I wrote last year about a visiting author with great lessons for Tori's fifth graders – and for me. I bought a couple of his books including "Wiff and Dirty George," a chapter book for I would guess third/fourth graders.
The two boys in the book are about 9 or 10. There's also a girl of that age in the story and the boys are painfully, shyly, comically aware of her and the fact that she's a girl.
That is more sexual tension than I wrote in either of my two YA novels. And that's a problem.
Because YA readers, middle school and high school students mostly, want a little romance, want a little sexual tension. Especially the girls. Not sex, good god no! Not romance even. Just that heightened awareness you get when you notice someone for the first time. That flutter in the gut. That tingle.
And that, my friends, is my greatest fear as a writer. My Achilles heel. I'm trying to write about a 14-year-old girl noticing a guy for the first time in her life and how that makes her feel. Next month I'll be 57. I'm a guy. The flutter in my gut is definitely not puppy love.

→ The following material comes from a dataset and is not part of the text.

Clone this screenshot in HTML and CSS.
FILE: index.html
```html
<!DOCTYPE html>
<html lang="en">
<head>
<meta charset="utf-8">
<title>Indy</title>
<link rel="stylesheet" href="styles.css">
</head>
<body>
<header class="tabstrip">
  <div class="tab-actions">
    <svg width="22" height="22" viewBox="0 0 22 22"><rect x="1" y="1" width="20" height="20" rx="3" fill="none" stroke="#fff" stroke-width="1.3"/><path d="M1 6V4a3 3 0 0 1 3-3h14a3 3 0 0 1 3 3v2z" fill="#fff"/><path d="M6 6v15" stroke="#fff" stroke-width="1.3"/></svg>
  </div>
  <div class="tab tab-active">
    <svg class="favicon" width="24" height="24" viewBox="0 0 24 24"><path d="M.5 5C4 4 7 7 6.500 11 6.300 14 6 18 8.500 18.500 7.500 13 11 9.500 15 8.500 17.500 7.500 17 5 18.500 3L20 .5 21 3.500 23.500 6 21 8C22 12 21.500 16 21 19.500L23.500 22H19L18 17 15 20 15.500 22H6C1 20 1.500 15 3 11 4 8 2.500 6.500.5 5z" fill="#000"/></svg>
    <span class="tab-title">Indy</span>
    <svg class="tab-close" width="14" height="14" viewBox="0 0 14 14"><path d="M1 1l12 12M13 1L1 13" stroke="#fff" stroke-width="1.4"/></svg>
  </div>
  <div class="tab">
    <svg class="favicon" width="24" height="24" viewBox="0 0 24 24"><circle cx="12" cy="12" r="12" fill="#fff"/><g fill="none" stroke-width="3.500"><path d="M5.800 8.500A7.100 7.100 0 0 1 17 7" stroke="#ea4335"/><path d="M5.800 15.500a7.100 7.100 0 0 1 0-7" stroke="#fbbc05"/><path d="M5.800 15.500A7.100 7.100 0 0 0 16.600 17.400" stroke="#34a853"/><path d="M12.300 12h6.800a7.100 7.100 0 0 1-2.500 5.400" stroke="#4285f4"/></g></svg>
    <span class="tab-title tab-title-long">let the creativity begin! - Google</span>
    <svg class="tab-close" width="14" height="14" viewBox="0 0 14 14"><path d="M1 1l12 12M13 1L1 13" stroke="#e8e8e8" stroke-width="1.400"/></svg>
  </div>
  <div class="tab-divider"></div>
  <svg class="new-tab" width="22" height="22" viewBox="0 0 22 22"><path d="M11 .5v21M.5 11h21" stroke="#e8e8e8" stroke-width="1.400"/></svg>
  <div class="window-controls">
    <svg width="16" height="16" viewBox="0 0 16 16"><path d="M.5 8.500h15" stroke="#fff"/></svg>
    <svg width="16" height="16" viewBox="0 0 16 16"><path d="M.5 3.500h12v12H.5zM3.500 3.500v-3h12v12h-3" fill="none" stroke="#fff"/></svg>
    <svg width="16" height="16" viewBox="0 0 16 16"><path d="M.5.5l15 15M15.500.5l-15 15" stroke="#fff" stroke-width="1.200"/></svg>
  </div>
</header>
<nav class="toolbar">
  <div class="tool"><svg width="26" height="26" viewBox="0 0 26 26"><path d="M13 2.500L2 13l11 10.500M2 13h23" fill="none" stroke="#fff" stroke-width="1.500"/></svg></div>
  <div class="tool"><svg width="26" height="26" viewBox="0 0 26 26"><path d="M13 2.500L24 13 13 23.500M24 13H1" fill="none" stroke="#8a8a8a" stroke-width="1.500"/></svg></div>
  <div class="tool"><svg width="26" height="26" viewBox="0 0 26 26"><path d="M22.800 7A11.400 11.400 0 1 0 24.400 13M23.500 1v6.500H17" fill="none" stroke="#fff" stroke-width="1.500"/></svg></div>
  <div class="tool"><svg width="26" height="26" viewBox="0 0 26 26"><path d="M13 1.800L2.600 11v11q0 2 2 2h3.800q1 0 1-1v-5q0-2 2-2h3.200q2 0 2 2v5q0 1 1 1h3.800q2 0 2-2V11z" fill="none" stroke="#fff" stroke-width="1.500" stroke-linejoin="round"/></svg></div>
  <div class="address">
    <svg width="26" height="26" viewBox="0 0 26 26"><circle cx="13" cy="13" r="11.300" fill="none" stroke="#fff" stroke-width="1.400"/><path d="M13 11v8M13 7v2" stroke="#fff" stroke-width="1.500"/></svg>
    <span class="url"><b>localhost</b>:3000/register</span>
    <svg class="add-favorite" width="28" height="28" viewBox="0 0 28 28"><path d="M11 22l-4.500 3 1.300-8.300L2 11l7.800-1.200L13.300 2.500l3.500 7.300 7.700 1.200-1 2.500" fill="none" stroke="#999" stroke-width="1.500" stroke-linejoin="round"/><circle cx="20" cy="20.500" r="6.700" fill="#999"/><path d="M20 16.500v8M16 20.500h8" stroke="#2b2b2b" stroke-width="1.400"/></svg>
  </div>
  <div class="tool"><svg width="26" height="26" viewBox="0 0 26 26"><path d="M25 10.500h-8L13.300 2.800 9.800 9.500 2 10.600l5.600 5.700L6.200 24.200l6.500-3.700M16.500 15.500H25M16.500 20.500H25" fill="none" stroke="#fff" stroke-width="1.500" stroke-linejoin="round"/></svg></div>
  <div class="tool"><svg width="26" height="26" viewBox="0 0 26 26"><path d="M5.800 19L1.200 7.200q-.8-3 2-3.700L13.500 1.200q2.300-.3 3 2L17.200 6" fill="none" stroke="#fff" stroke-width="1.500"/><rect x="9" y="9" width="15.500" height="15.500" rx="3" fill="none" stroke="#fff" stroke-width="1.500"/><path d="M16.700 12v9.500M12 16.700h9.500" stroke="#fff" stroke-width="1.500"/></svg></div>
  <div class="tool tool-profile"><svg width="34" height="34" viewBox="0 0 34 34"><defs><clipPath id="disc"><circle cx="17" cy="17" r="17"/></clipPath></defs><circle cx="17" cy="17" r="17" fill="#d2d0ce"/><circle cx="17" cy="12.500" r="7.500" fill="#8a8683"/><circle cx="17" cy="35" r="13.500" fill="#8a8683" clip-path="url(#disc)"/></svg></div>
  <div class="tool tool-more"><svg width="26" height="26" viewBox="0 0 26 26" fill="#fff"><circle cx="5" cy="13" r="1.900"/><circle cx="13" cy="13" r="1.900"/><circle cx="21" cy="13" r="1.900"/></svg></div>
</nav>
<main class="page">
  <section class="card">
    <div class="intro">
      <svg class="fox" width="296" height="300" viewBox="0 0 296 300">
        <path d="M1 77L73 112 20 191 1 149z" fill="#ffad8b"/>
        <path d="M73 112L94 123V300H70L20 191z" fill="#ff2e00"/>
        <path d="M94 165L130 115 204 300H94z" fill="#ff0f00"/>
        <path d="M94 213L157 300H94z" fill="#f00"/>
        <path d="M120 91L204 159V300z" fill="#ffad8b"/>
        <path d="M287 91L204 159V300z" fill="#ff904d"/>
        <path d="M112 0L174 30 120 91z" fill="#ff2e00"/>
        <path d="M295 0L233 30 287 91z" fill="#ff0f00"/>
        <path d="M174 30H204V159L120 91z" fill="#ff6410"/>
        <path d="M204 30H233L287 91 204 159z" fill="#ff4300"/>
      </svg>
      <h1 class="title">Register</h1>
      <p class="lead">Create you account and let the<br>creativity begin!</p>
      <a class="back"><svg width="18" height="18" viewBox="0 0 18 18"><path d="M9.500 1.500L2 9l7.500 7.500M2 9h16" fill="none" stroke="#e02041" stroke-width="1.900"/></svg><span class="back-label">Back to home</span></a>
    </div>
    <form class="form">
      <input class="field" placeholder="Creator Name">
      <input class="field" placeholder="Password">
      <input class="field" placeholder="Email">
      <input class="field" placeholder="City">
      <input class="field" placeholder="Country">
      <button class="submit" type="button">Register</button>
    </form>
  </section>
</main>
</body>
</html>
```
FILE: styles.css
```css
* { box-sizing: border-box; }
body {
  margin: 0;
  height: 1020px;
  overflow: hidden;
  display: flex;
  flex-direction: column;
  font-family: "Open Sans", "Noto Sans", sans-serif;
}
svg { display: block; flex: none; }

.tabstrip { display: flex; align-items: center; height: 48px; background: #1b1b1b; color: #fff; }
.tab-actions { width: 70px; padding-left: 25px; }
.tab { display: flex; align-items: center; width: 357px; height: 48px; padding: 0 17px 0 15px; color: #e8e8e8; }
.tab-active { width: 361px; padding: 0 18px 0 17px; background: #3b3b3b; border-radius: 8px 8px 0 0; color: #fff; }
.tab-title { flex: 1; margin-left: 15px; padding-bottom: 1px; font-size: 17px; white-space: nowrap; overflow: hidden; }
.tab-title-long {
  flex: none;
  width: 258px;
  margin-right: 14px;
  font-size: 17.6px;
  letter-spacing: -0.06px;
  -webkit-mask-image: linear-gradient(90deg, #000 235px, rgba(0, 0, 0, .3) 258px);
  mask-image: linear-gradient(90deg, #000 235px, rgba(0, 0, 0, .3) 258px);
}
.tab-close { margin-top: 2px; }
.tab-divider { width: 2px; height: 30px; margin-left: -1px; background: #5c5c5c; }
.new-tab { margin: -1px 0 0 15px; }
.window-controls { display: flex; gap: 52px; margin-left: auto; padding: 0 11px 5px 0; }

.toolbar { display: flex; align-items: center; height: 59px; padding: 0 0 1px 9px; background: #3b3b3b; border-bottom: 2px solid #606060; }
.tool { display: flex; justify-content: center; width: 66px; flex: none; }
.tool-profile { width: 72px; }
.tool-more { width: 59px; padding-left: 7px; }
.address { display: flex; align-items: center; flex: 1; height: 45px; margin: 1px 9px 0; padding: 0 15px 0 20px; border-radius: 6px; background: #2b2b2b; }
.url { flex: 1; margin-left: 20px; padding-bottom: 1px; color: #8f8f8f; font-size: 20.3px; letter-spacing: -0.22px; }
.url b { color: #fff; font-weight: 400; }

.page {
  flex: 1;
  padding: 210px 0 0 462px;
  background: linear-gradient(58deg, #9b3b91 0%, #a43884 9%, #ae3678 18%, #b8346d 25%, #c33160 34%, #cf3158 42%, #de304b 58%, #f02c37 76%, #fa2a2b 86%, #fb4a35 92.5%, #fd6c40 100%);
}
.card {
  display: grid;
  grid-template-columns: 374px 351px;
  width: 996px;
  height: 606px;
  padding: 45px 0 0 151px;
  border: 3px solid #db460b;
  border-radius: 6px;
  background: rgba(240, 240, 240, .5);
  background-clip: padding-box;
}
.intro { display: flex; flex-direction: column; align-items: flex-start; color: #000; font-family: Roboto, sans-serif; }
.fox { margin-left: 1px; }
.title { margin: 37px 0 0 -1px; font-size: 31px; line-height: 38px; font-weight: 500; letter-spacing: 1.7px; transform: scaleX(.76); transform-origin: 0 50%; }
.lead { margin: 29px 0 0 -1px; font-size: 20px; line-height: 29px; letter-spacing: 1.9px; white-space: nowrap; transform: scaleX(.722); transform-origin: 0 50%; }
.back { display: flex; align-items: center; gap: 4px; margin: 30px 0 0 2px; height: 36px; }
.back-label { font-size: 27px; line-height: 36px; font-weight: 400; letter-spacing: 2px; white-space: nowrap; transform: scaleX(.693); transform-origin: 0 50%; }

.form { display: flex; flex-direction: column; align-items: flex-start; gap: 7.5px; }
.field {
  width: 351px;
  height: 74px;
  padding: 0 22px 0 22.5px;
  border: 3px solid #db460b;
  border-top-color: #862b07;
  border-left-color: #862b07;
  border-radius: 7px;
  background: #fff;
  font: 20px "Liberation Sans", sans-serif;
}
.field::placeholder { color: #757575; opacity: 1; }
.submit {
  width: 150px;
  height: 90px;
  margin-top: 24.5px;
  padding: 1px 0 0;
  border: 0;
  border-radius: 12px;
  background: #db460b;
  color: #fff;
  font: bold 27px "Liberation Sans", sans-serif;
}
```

I am not writing a passionate teenage love story. This isn't Twilight, only with pirates instead of vampires. This is the story of a girl who sets off to rescue her father from pirates, and on the way meets a young sailor who makes her kind of flutter inside and she's not sure why. I've raised a few teenage girls in my life, and I am confident they can and will fill in the blanks.
I think I handled it OK, but I'll wait and see what Tori has to say about it before I ship it back to Eddie the Agent. Then he'll try to sell it, and then I'll find out how close it is to finished.